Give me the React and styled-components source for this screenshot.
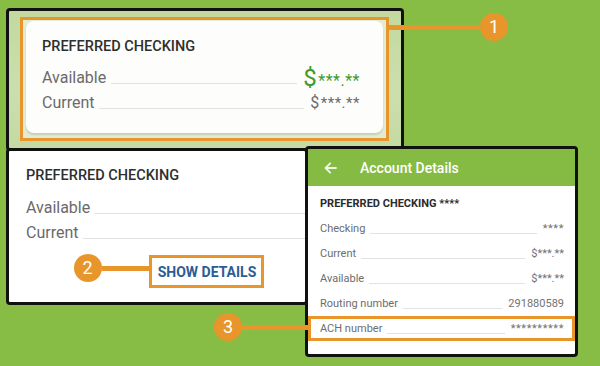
import styled, { createGlobalStyle } from "styled-components";

const GlobalStyle = createGlobalStyle`
  html, body {
    margin: 0;
    padding: 0;
    background: #87bc45;
  }
  body {
    font-family: Roboto, "Noto Sans", Arial, sans-serif;
    width: 600px;
    height: 366px;
    overflow: hidden;
  }
  * { box-sizing: border-box; }
`;

const ORANGE = "#e8952b";

const Board = styled.div`
  display: grid;
  grid-template-columns: 302px 270px;
  align-items: start;
  padding: 8px 0 0 6px;
`;

const Shot = styled.section`
  position: relative;
  border: 3px solid #111;
  border-radius: 4px;
  background: #fff;
`;

const SummaryShot = styled(Shot)`
  grid-column: 1 / -1;
  width: 398px;
  height: 143px;
  padding: 6px 0 0 11px;
  background: linear-gradient(180deg, #c3d99f 0%, #cbdfae 60%, #c4d9a3 100%);
`;

const CardShot = styled(Shot)`
  margin-top: -3px;
  height: 157px;
  overflow: hidden;
`;

const DetailsShot = styled(Shot)`
  margin: -5px 0 0 -3px;
  height: 211px;
  z-index: 1;
`;

const Frame = styled.div`
  position: relative;
  width: 369px;
  height: 124px;
  border: 3px solid ${ORANGE};
  background: #e2ebd3;
  padding: 1px 3px 5px;
`;

const Card = styled.div`
  height: 100%;
  background: #fdfdfc;
  border-radius: 8px;
  box-shadow: 0 2px 2px rgba(0, 0, 0, 0.12);
  padding: 16px 23px 0 16px;
`;

const Wide = styled.div`
  width: 392px;
  padding: 15px 0 0 17px;
`;

const Title = styled.div`
  font-size: 14.5px;
  font-weight: 500;
  line-height: 20px;
  color: #2e2e2e;
  margin-bottom: ${p => p.$gap}px;
`;

const Row = styled.div`
  display: flex;
  align-items: center;
  height: 25px;
  font-size: 16px;
  color: #6a6a6a;
`;

const Leader = styled.span`
  flex: 1;
  height: 1px;
  margin: ${p => p.$drop}px 6px 0 5px;
  background: #e2e2e2;
`;

const Money = styled.span`
  color: ${p => (p.$tone === "green" ? "#3f9a2a" : "#6a6a6a")};
  font-size: ${p => p.$size}px;
  letter-spacing: 0.5px;
`;

const Sign = styled.span`
  font-size: ${p => p.$size}px;
  margin-right: 1px;
`;

const Actions = styled.div`
  display: flex;
  justify-content: center;
  margin-top: 10px;
  padding-right: 14px;
`;

const ActionBox = styled.div`
  position: relative;
  border: 3px solid ${ORANGE};
  padding: 0 5px 0 6px;
  height: 33px;
  display: flex;
  align-items: center;
`;

const TextButton = styled.span`
  font-size: 14px;
  font-weight: 700;
  color: #2c5c94;
`;

const Callout = styled.div`
  position: absolute;
  top: ${p => p.$top}px;
  ${p => (p.$side === "right" ? "left: 100%;" : "right: 100%;")}
  display: flex;
  flex-direction: ${p => (p.$side === "right" ? "row" : "row-reverse")};
  align-items: center;
  transform: translateY(-50%);
`;

const Leash = styled.span`
  width: ${p => p.$length}px;
  height: 5px;
  background: ${ORANGE};
`;

const Badge = styled.span`
  width: 28px;
  height: 28px;
  border-radius: 50%;
  background: ${ORANGE};
  color: #fff;
  font-size: 18px;
  display: grid;
  place-items: center;
  line-height: 1;
`;

const AppBar = styled.header`
  height: 37px;
  background: #85bb43;
  display: flex;
  align-items: center;
  padding-left: 16px;
  gap: 23px;
  color: #fff;
  font-size: 14px;
  font-weight: 500;
`;

const DetailsBody = styled.div`
  padding: 5px 0 0;
`;

const DetailTitle = styled.div`
  height: 25px;
  display: flex;
  align-items: center;
  padding: 0 12px;
  font-size: 11px;
  font-weight: 700;
  color: #2b2b2b;
`;

const DetailRow = styled.div`
  position: relative;
  height: 25px;
  display: flex;
  align-items: center;
  padding: 0 11px 0 12px;
  font-size: 11px;
  color: #6d6d6d;
  box-shadow: ${p => (p.$marked ? `inset 0 0 0 3px ${ORANGE}` : "none")};
`;

const DetailValue = styled.span`
  color: #727272;
  letter-spacing: ${p => (p.$stars ? "0.6px" : "0")};
`;

function BackArrow() {
  return (
    <svg width="13" height="12" viewBox="0 0 13 12" fill="none">
      <path d="M12 6H1.8M6.2 1.3L1.5 6l4.7 4.7" stroke="#eef6e4" strokeWidth="1.8" strokeLinecap="round" strokeLinejoin="round" />
    </svg>
  );
}

function Pointer({ n, side, top, length }) {
  return (
    <Callout $side={side} $top={top}>
      <Leash $length={length} />
      <Badge>{n}</Badge>
    </Callout>
  );
}

const details = [
  { label: "Checking", value: "****", stars: true },
  { label: "Current", value: "$***.**" },
  { label: "Available", value: "$***.**" },
  { label: "Routing number", value: "291880589" },
  { label: "ACH number", value: "**********", stars: true, marked: true },
];

export default function App() {
  return (
    <>
      <GlobalStyle />
      <Board>
        <SummaryShot>
          <Frame>
            <Card>
              <Title $gap={8}>PREFERRED CHECKING</Title>
              <Row>
                Available
                <Leader $drop={12} />
                <Money $tone="green" $size={16}><Sign $size={24}>$</Sign>***.**</Money>
              </Row>
              <Row>
                Current
                <Leader $drop={12} />
                <Money $size={15}><Sign $size={16}>$</Sign>***.**</Money>
              </Row>
            </Card>
            <Pointer n="1" side="right" top={7} length={94} />
          </Frame>
        </SummaryShot>

        <CardShot>
          <Wide>
            <Title $gap={9}>PREFERRED CHECKING</Title>
            <Row>
              Available
              <Leader $drop={12} />
            </Row>
            <Row>
              Current
              <Leader $drop={12} />
            </Row>
            <Actions>
              <ActionBox>
                <TextButton>SHOW DETAILS</TextButton>
                <Pointer n="2" side="left" top={10} length={50} />
              </ActionBox>
            </Actions>
          </Wide>
        </CardShot>

        <DetailsShot>
          <AppBar>
            <BackArrow />
            Account Details
          </AppBar>
          <DetailsBody>
            <DetailTitle>PREFERRED CHECKING ****</DetailTitle>
            {details.map(d => (
              <DetailRow key={d.label} $marked={d.marked}>
                {d.label}
                <Leader $drop={10} />
                <DetailValue $stars={d.stars}>{d.value}</DetailValue>
                {d.marked && <Pointer n="3" side="left" top={11} length={66} />}
              </DetailRow>
            ))}
          </DetailsBody>
        </DetailsShot>
      </Board>
    </>
  );
}
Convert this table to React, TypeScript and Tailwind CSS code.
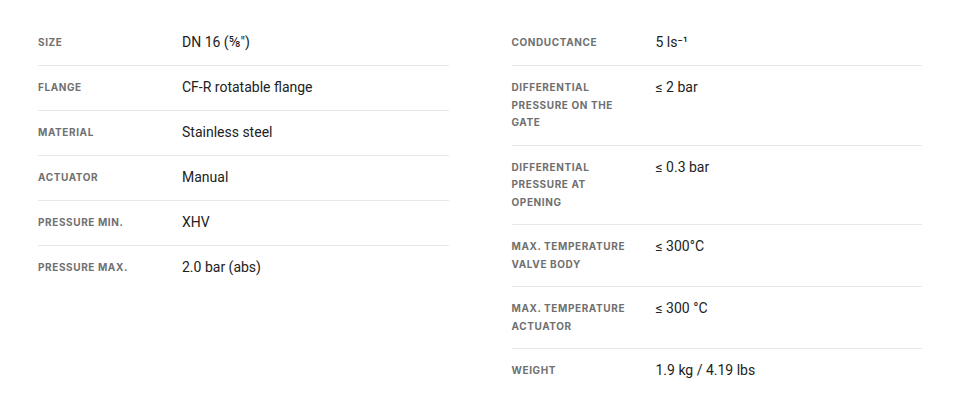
const left: [string, string][] = [
  ['Size', 'DN 16 (⅝")'],
  ['Flange', 'CF-R rotatable flange'],
  ['Material', 'Stainless steel'],
  ['Actuator', 'Manual'],
  ['Pressure min.', 'XHV'],
  ['Pressure max.', '2.0 bar (abs)'],
];

const right: [string, string][] = [
  ['Conductance', '5 ls⁻¹'],
  ['Differential pressure on the gate', '≤ 2 bar'],
  ['Differential pressure at opening', '≤ 0.3 bar'],
  ['Max. temperature valve body', '≤ 300°C'],
  ['Max. temperature actuator', '≤ 300 °C'],
  ['Weight', '1.9 kg / 4.19 lbs'],
];

const SpecList = ({ rows }: { rows: [string, string][] }) => (
  <div className="flex flex-col">
    {rows.map(([label, value], i) => (
      <div
        key={label}
        className={`flex items-start py-[13px] ${i > 0 ? 'border-t border-[#e8e8e8]' : ''}`}
      >
        <div className="w-[144px] shrink-0 pr-[22px] font-['Inter',sans-serif] text-[10px] font-bold uppercase leading-[17.5px] tracking-[0.06em] text-[#707070]">
          {label}
        </div>
        <div className="-mt-[1px] pb-[1px] font-['Roboto',sans-serif] text-[14px] leading-[18px] text-[#222]">
          {value}
        </div>
      </div>
    ))}
  </div>
);

export default function App() {
  return (
    <div className="h-[410px] w-[960px] bg-white px-[38px] pt-[21px]">
      <div className="grid grid-cols-2 gap-x-[63px]">
        <SpecList rows={left} />
        <SpecList rows={right} />
      </div>
    </div>
  );
}
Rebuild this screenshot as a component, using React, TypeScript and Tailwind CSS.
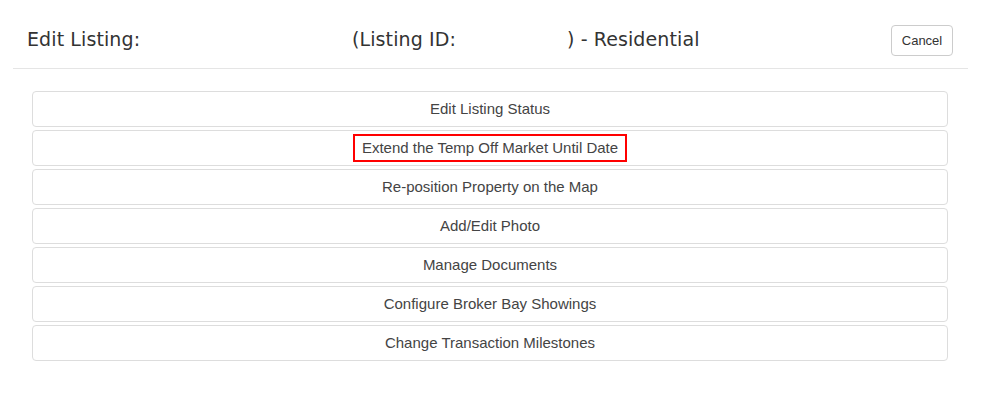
import React from 'react';

const actions = [
  'Edit Listing Status',
  'Extend the Temp Off Market Until Date',
  'Re-position Property on the Map',
  'Add/Edit Photo',
  'Manage Documents',
  'Configure Broker Bay Showings',
  'Change Transaction Milestones',
];

const App: React.FC = () => {
  return (
    <div className="w-[986px] h-[407px] bg-white">
      {/* Header */}
      <div className="ml-[13px] w-[955px] h-[69px] border-b border-[#e5e5e5] flex items-start">
        <div className="flex items-center h-[81px] pl-[14px] -mt-[1px] text-[19px] tracking-[0.1px] text-[#333] font-['DejaVu_Sans',Verdana,sans-serif]">
          <span className="w-[325px]">Edit Listing:</span>
          <span className="w-[215px]">(Listing ID:</span>
          <span>) - Residential</span>
        </div>
        <button className="ml-auto mt-[25px] mr-[15px] w-[62px] h-[31px] border border-[#ccc] rounded-[4px] bg-white text-[13px] text-[#333] font-['Liberation_Sans',Arial,sans-serif]">
          Cancel
        </button>
      </div>

      {/* Actions */}
      <div className="ml-[32px] w-[916px] mt-[22px] flex flex-col gap-[3px]">
        {actions.map((label, i) => (
          <button
            key={label}
            className="h-[36px] w-full border border-[#ddd] rounded-[4px] bg-white flex items-center justify-center text-[15px] text-[#444] font-['Liberation_Sans',Arial,sans-serif]"
          >
            {i === 1 ? (
              <span className="border-2 border-[#ff0000] px-[7px] h-[28px] flex items-center">{label}</span>
            ) : (
              label
            )}
          </button>
        ))}
      </div>
    </div>
  );
};

export default App;
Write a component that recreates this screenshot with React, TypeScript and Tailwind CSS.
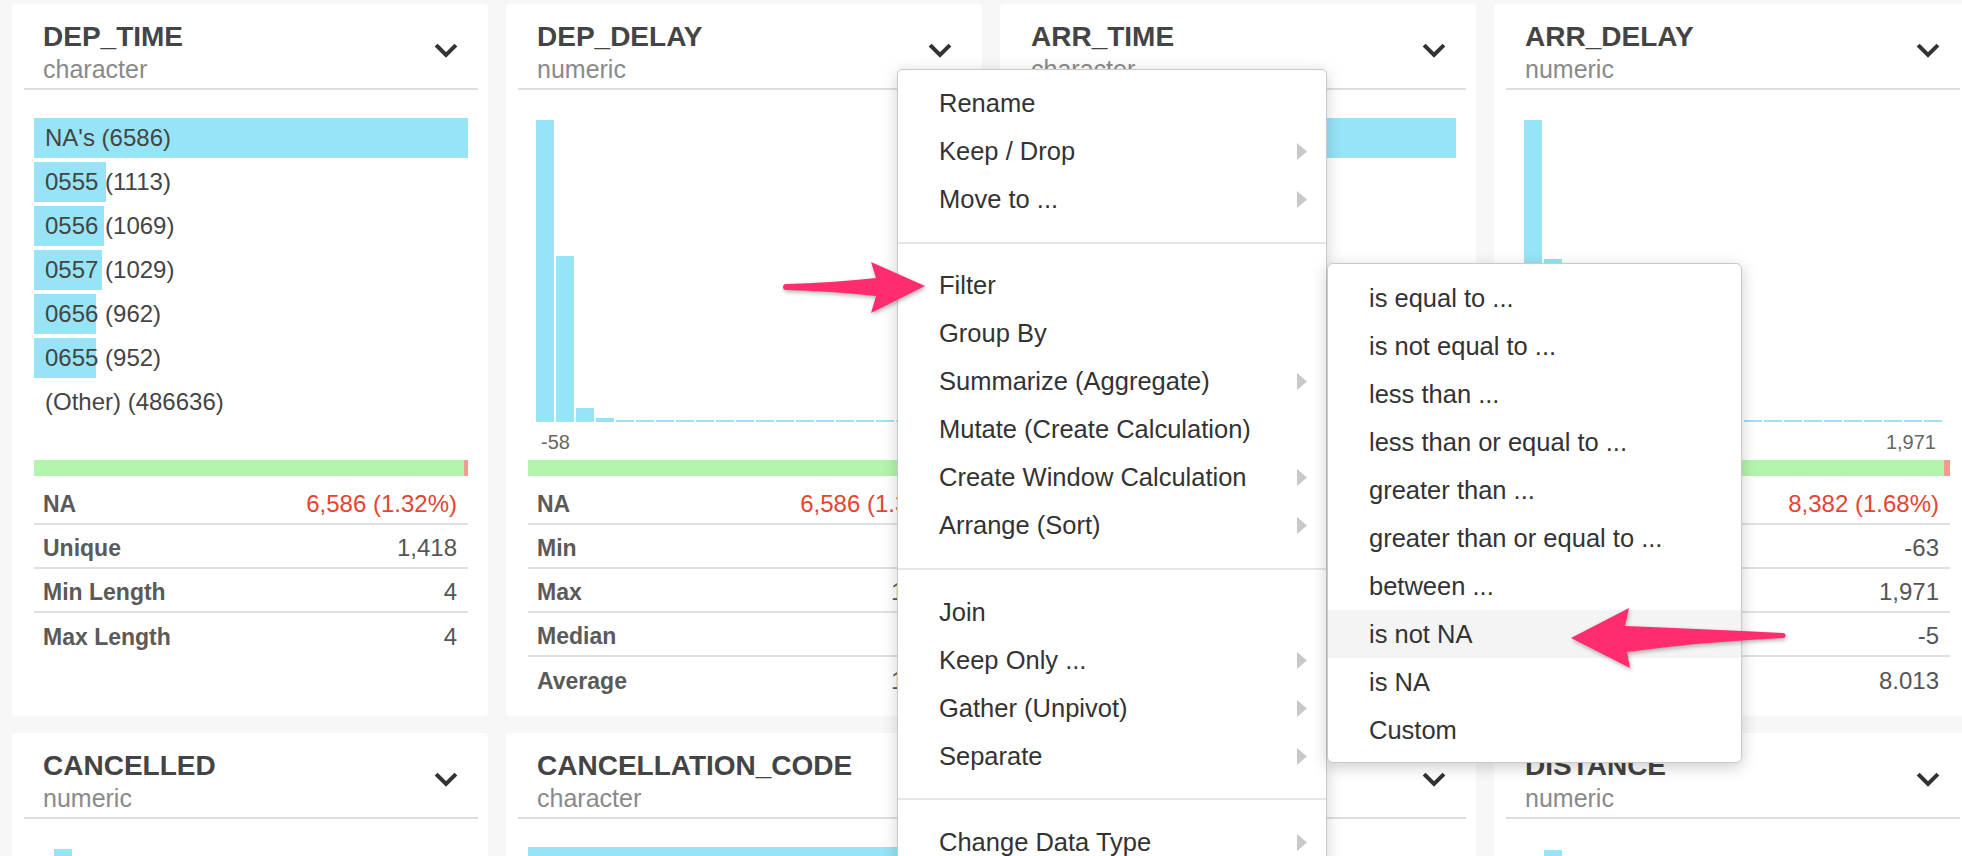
import React from "react";

type CatRow = { label: string; w: number };
type Stat = { label: string; value: string; red?: boolean };
type CardData = {
  name: string;
  type: string;
  kind: "cat" | "hist";
  rows?: CatRow[];
  bins?: number[];
  histPad?: number;
  axis?: [string, string];
  naW: number;
  stats: Stat[];
};

function Chevron() {
  return (
    <svg width="24" height="16" viewBox="0 0 24 16" className="mt-[22px] shrink-0">
      <path d="M3.5 3.5 L12 12 L20.5 3.5" fill="none" stroke="#333" strokeWidth="4" strokeLinecap="square" />
    </svg>
  );
}

function Card({ d }: { d: CardData }) {
  return (
    <div className="h-[712px] rounded-[4px] bg-white">
      <div className="ml-[12px] mr-[10px] flex justify-between border-b-2 border-[#dedede] pb-[4px] pl-[19px] pr-[20px] pt-[17px]">
        <div>
          <div className="text-[28px] font-bold leading-[32px] text-[#444]">{d.name}</div>
          <div className="mt-[1px] text-[25px] leading-[30px] text-[#8a8a8a]">{d.type}</div>
        </div>
        <Chevron />
      </div>
      <div className="pl-[22px] pr-[20px] pt-[28px]">
        {d.kind === "cat" ? (
          <>
            <div className="flex flex-col gap-[4px]">
              {d.rows!.map((r, i) => (
                <div key={i} className="relative h-[40px]">
                  {r.w > 0 && <div className="absolute inset-y-0 left-0 bg-[#97e4f6]" style={{ width: r.w }} />}
                  <span className="relative whitespace-nowrap pl-[11px] text-[24px] leading-[40px] text-[#444]">{r.label}</span>
                </div>
              ))}
            </div>
            <div className="h-[38px]" />
          </>
        ) : (
          <>
            <div className="flex h-[304px] items-end gap-[2px]" style={{ paddingLeft: d.histPad ?? 8 }}>
              {d.bins!.map((h, i) => (
                <div key={i} className="w-[18px] shrink-0 bg-[#97e4f6]" style={{ height: h }} />
              ))}
            </div>
            <div className="mt-[8px] mb-[6px] flex h-[24px] justify-between pl-[13px] pr-[14px] text-[20px] leading-[24px] text-[#666]">
              <span>{d.axis![0]}</span>
              <span>{d.axis![1]}</span>
            </div>
          </>
        )}
        <div className="flex h-[16px]">
          <div className="flex-1 bg-[#b4f5ad]" />
          <div className="bg-[#f59a90]" style={{ width: d.naW }} />
        </div>
        <div className="mt-[5px]">
          {d.stats.map((s, i) => (
            <div
              key={i}
              className={
                "flex h-[44px] items-center justify-between pl-[9px] pr-[11px] pt-[4px] " +
                (i < d.stats.length - 1 ? "border-b-2 border-[#e0e0e0]" : "")
              }
            >
              <span className="text-[23px] font-bold text-[#5a5a5a]">{s.label}</span>
              <span className={"text-[24px] " + (s.red ? "text-[#e8432f]" : "text-[#555]")}>{s.value}</span>
            </div>
          ))}
        </div>
      </div>
    </div>
  );
}

const flat = (n: number, h = 2) => Array.from({ length: n }, () => h);

const cards: CardData[] = [
  {
    name: "DEP_TIME",
    type: "character",
    kind: "cat",
    rows: [
      { label: "NA's (6586)", w: 434 },
      { label: "0555 (1113)", w: 72 },
      { label: "0556 (1069)", w: 70 },
      { label: "0557 (1029)", w: 68 },
      { label: "0656 (962)", w: 62 },
      { label: "0655 (952)", w: 62 },
      { label: "(Other) (486636)", w: 0 },
    ],
    naW: 4,
    stats: [
      { label: "NA", value: "6,586 (1.32%)", red: true },
      { label: "Unique", value: "1,418" },
      { label: "Min Length", value: "4" },
      { label: "Max Length", value: "4" },
    ],
  },
  {
    name: "DEP_DELAY",
    type: "numeric",
    kind: "hist",
    bins: [302, 166, 14, 4, ...flat(17)],
    axis: ["-58", "1,988"],
    naW: 6,
    stats: [
      { label: "NA", value: "6,586 (1.32%)", red: true },
      { label: "Min", value: "-58" },
      { label: "Max", value: "1,988" },
      { label: "Median", value: "-2" },
      { label: "Average", value: "10.43" },
    ],
  },
  {
    name: "ARR_TIME",
    type: "character",
    kind: "cat",
    rows: [
      { label: "NA's (7082)", w: 434 },
      { label: "0704 (872)", w: 54 },
      { label: "0659 (850)", w: 52 },
      { label: "0705 (846)", w: 52 },
      { label: "0700 (844)", w: 52 },
      { label: "0656 (838)", w: 51 },
      { label: "(Other) (487868)", w: 0 },
    ],
    naW: 6,
    stats: [
      { label: "NA", value: "7,082 (1.42%)", red: true },
      { label: "Unique", value: "1,440" },
      { label: "Min Length", value: "4" },
      { label: "Max Length", value: "4" },
    ],
  },
  {
    name: "ARR_DELAY",
    type: "numeric",
    kind: "hist",
    bins: [302, 163, 12, 4, ...flat(17)],
    axis: ["-63", "1,971"],
    naW: 6,
    stats: [
      { label: "NA", value: "8,382 (1.68%)", red: true },
      { label: "Min", value: "-63" },
      { label: "Max", value: "1,971" },
      { label: "Median", value: "-5" },
      { label: "Average", value: "8.013" },
    ],
  },
  {
    name: "CANCELLED",
    type: "numeric",
    kind: "hist",
    bins: [302, ...flat(19, 0), 8],
    histPad: 20,
    axis: ["0", "1"],
    naW: 0,
    stats: [
      { label: "NA", value: "0 (0.00%)" },
      { label: "Min", value: "0" },
      { label: "Max", value: "1" },
    ],
  },
  {
    name: "CANCELLATION_CODE",
    type: "character",
    kind: "cat",
    rows: [
      { label: "NA's (491502)", w: 434 },
      { label: "B (3704)", w: 4 },
      { label: "A (2788)", w: 3 },
      { label: "C (1054)", w: 2 },
    ],
    naW: 0,
    stats: [{ label: "NA", value: "491,502 (98.5%)", red: true }],
  },
  {
    name: "DIVERTED",
    type: "numeric",
    kind: "hist",
    bins: [302, ...flat(20, 0)],
    axis: ["0", "1"],
    naW: 0,
    stats: [{ label: "NA", value: "0 (0.00%)" }],
  },
  {
    name: "DISTANCE",
    type: "numeric",
    kind: "hist",
    bins: [40, 301, 160, 90, 60, 30, 20, 10, 6, ...flat(12)],
    axis: ["31", "4,983"],
    naW: 0,
    stats: [{ label: "NA", value: "0 (0.00%)" }],
  },
];

type MenuItem = { label: string; sub?: boolean };
const groups: MenuItem[][] = [
  [{ label: "Rename" }, { label: "Keep / Drop", sub: true }, { label: "Move to ...", sub: true }],
  [
    { label: "Filter" },
    { label: "Group By" },
    { label: "Summarize (Aggregate)", sub: true },
    { label: "Mutate (Create Calculation)" },
    { label: "Create Window Calculation", sub: true },
    { label: "Arrange (Sort)", sub: true },
  ],
  [
    { label: "Join" },
    { label: "Keep Only ...", sub: true },
    { label: "Gather (Unpivot)", sub: true },
    { label: "Separate", sub: true },
  ],
  [{ label: "Change Data Type", sub: true }, { label: "Convert", sub: true }],
];

const subItems = [
  "is equal to ...",
  "is not equal to ...",
  "less than ...",
  "less than or equal to ...",
  "greater than ...",
  "greater than or equal to ...",
  "between ...",
  "is not NA",
  "is NA",
  "Custom",
];

function Tri() {
  return (
    <svg width="10" height="17" viewBox="0 0 10 17" className="shrink-0">
      <polygon points="0,0 10,8.5 0,17" fill="#c8c8c8" />
    </svg>
  );
}

export default function App() {
  return (
    <div
      className="relative h-[856px] w-[1962px] overflow-hidden bg-[#f7f7f7]"
      style={{ fontFamily: '"Liberation Sans", Arial, Helvetica, sans-serif' }}
    >
      <div className="grid grid-cols-[repeat(4,476px)] gap-x-[18px] gap-y-[17px] pl-[12px] pt-[4px]">
        {cards.map((c, i) => (
          <Card key={i} d={c} />
        ))}
      </div>

      {/* main context menu */}
      <div className="absolute left-[897px] top-[69px] w-[430px] rounded-[5px] border border-[#c9c9c9] bg-white text-[25.5px] text-[#333] shadow-[0_3px_16px_rgba(0,0,0,0.18)]">
        {groups.map((g, gi) => (
          <div
            key={gi}
            className={
              gi === 0
                ? "pt-[9px] pb-[19px]"
                : gi === 1
                ? "border-t-2 border-[#e6e6e6] pt-[17px] pb-[19px]"
                : "border-t-2 border-[#e6e6e6] pt-[18px] pb-[18px]"
            }
          >
            {g.map((it, ii) => (
              <div key={ii} className="flex h-[48px] items-center justify-between pl-[41px] pr-[19px]">
                <span className="whitespace-nowrap">{it.label}</span>
                {it.sub && <Tri />}
              </div>
            ))}
          </div>
        ))}
      </div>

      {/* filter submenu */}
      <div className="absolute left-[1327px] top-[263px] w-[415px] rounded-[6px] border border-[#c9c9c9] bg-white pt-[10px] pb-[8px] text-[25.5px] text-[#333] shadow-[0_4px_16px_rgba(0,0,0,0.2)]">
        {subItems.map((s, i) => (
          <div key={i} className={"flex h-[48px] items-center pl-[41px] " + (i === 7 ? "bg-[#f4f4f4]" : "")}>
            <span className="whitespace-nowrap">{s}</span>
          </div>
        ))}
      </div>

      {/* annotation arrows */}
      <svg
        className="pointer-events-none absolute left-0 top-0"
        width="1962"
        height="856"
        viewBox="0 0 1962 856"
        style={{ filter: "drop-shadow(1px 2px 2px rgba(0,0,0,0.3))" }}
      >
        <path
          d="M786 284 Q830 283 876 278 L871 262 L925 286 L871 313 L876 296 Q830 291 786 290 A3 3 0 0 1 786 284 Z"
          fill="#ff2d6e"
        />
        <path
          d="M1571 638 L1629 608 L1625 626 Q1700 629 1783 633 A2.5 2.5 0 0 1 1783 638 Q1700 642 1627 652 L1630 668 Z"
          fill="#ff2d6e"
        />
      </svg>
    </div>
  );
}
+ + + +
#### What to do
Extract lines where the string "components" occurs.

#### Correct output
Give me the React and styled-components source for this screenshot.
import styled, { createGlobalStyle } from "styled-components";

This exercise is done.